* Short exercise:
Below is a listing; write it out exactly and drop any images from it.

((

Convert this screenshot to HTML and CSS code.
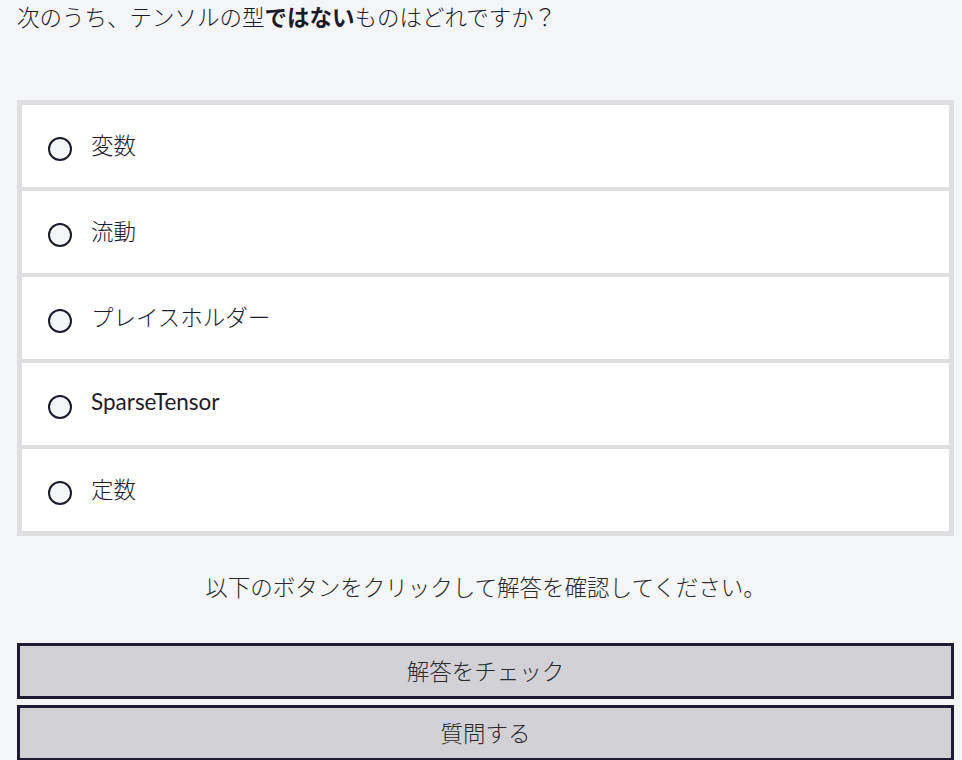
FILE: index.html
```html
<!DOCTYPE html>
<html lang="ja">

<head>
    <meta charset="UTF-8">
    <meta name="viewport" content="width=device-width, initial-scale=1.0">
    <title>クイズ</title>

    <link rel="stylesheet" href="styles.css">
</head>

<body>
    <div class="quiz">
        <p class="question">次のうち、テンソルの型<strong>ではない</strong>ものはどれですか？</p>

        <div class="choices">
            <label class="choice">
                <input type="radio" name="answer" class="choice-radio">
                <span class="choice-text">変数</span>
            </label>
            <label class="choice">
                <input type="radio" name="answer" class="choice-radio">
                <span class="choice-text">流動</span>
            </label>
            <label class="choice">
                <input type="radio" name="answer" class="choice-radio">
                <span class="choice-text">プレイスホルダー</span>
            </label>
            <label class="choice">
                <input type="radio" name="answer" class="choice-radio">
                <span class="choice-text latin">SparseTensor</span>
            </label>
            <label class="choice">
                <input type="radio" name="answer" class="choice-radio">
                <span class="choice-text">定数</span>
            </label>
        </div>

        <p class="hint">以下のボタンをクリックして解答を確認してください。</p>

        <div class="actions">
            <button class="action-btn">解答をチェック</button>
            <button class="action-btn">質問する</button>
        </div>
    </div>
</body>

</html>
```

FILE: styles.css
```css
* {
    box-sizing: border-box;
    font-family: Lato, "Noto Sans CJK JP", sans-serif;
    font-weight: 300;
}

body {
    margin: 0;
    background-color: #f4f5f7;
    color: #1c1b2b;
}

.quiz {
    width: 937px;
    margin-left: 17px;
}

.question {
    margin: 0;
    padding-top: 3px;
    font-size: 22.5px;
    line-height: 30px;
}

.question strong {
    font-weight: 700;
}

.choices {
    margin-top: 67px;
    display: flex;
    flex-direction: column;
    gap: 4px;
    padding: 5px;
    background-color: #dfdfe1;
}

.choice {
    display: flex;
    align-items: center;
    height: 82px;
    padding-left: 26px;
    background-color: white;
    cursor: pointer;
}

.choice-radio {
    appearance: none;
    flex-shrink: 0;
    width: 24px;
    height: 24px;
    margin: 6px 19px 0 0;
    border: 2px solid #1c1b2b;
    border-radius: 50%;
    background-color: #f4f5f7;
    cursor: pointer;
}

.choice-radio:checked {
    background-color: #1c1b2b;
    box-shadow: inset 0 0 0 4px #f4f5f7;
}

.choice-text {
    padding-bottom: 5px;
    font-size: 22.5px;
    color: #1c1b2b;
}

/* latin labels read better at regular weight */
.choice-text.latin {
    font-weight: 400;
}

.hint {
    margin: 37px 0 0;
    text-align: center;
    font-size: 22.5px;
    line-height: 30px;
    color: #2a2a2a;
}

.actions {
    margin-top: 40px;
    display: flex;
    flex-direction: column;
    gap: 6px;
}

.action-btn {
    height: 56px;
    padding-bottom: 4px;
    border: 3px solid #1e1b33;
    background-color: #d2d1d6;
    font-size: 22.5px;
    color: #2a2a2a;
    cursor: pointer;
}

.action-btn:hover {
    background-color: #c4c3c9;
}
```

))

* Solved problem:
Convert this screenshot to HTML and CSS code.
FILE: index.html
```html
<!DOCTYPE html>
<html lang="ja">

<head>
    <meta charset="UTF-8">
    <meta name="viewport" content="width=device-width, initial-scale=1.0">
    <title>クイズ</title>

    <link rel="stylesheet" href="styles.css">
</head>

<body>
    <div class="quiz">
        <p class="question">次のうち、テンソルの型<strong>ではない</strong>ものはどれですか？</p>

        <div class="choices">
            <label class="choice">
                <input type="radio" name="answer" class="choice-radio">
                <span class="choice-text">変数</span>
            </label>
            <label class="choice">
                <input type="radio" name="answer" class="choice-radio">
                <span class="choice-text">流動</span>
            </label>
            <label class="choice">
                <input type="radio" name="answer" class="choice-radio">
                <span class="choice-text">プレイスホルダー</span>
            </label>
            <label class="choice">
                <input type="radio" name="answer" class="choice-radio">
                <span class="choice-text latin">SparseTensor</span>
            </label>
            <label class="choice">
                <input type="radio" name="answer" class="choice-radio">
                <span class="choice-text">定数</span>
            </label>
        </div>

        <p class="hint">以下のボタンをクリックして解答を確認してください。</p>

        <div class="actions">
            <button class="action-btn">解答をチェック</button>
            <button class="action-btn">質問する</button>
        </div>
    </div>
</body>

</html>
```

FILE: styles.css
```css
* {
    box-sizing: border-box;
    font-family: Lato, "Noto Sans CJK JP", sans-serif;
    font-weight: 300;
}

body {
    margin: 0;
    background-color: #f4f5f7;
    color: #1c1b2b;
}

.quiz {
    width: 937px;
    margin-left: 17px;
}

.question {
    margin: 0;
    padding-top: 3px;
    font-size: 22.5px;
    line-height: 30px;
}

.question strong {
    font-weight: 700;
}

.choices {
    margin-top: 67px;
    display: flex;
    flex-direction: column;
    gap: 4px;
    padding: 5px;
    background-color: #dfdfe1;
}

.choice {
    display: flex;
    align-items: center;
    height: 82px;
    padding-left: 26px;
    background-color: white;
    cursor: pointer;
}

.choice-radio {
    appearance: none;
    flex-shrink: 0;
    width: 24px;
    height: 24px;
    margin: 6px 19px 0 0;
    border: 2px solid #1c1b2b;
    border-radius: 50%;
    background-color: #f4f5f7;
    cursor: pointer;
}

.choice-radio:checked {
    background-color: #1c1b2b;
    box-shadow: inset 0 0 0 4px #f4f5f7;
}

.choice-text {
    padding-bottom: 5px;
    font-size: 22.5px;
    color: #1c1b2b;
}

/* latin labels read better at regular weight */
.choice-text.latin {
    font-weight: 400;
}

.hint {
    margin: 37px 0 0;
    text-align: center;
    font-size: 22.5px;
    line-height: 30px;
    color: #2a2a2a;
}

.actions {
    margin-top: 40px;
    display: flex;
    flex-direction: column;
    gap: 6px;
}

.action-btn {
    height: 56px;
    padding-bottom: 4px;
    border: 3px solid #1e1b33;
    background-color: #d2d1d6;
    font-size: 22.5px;
    color: #2a2a2a;
    cursor: pointer;
}

.action-btn:hover {
    background-color: #c4c3c9;
}
```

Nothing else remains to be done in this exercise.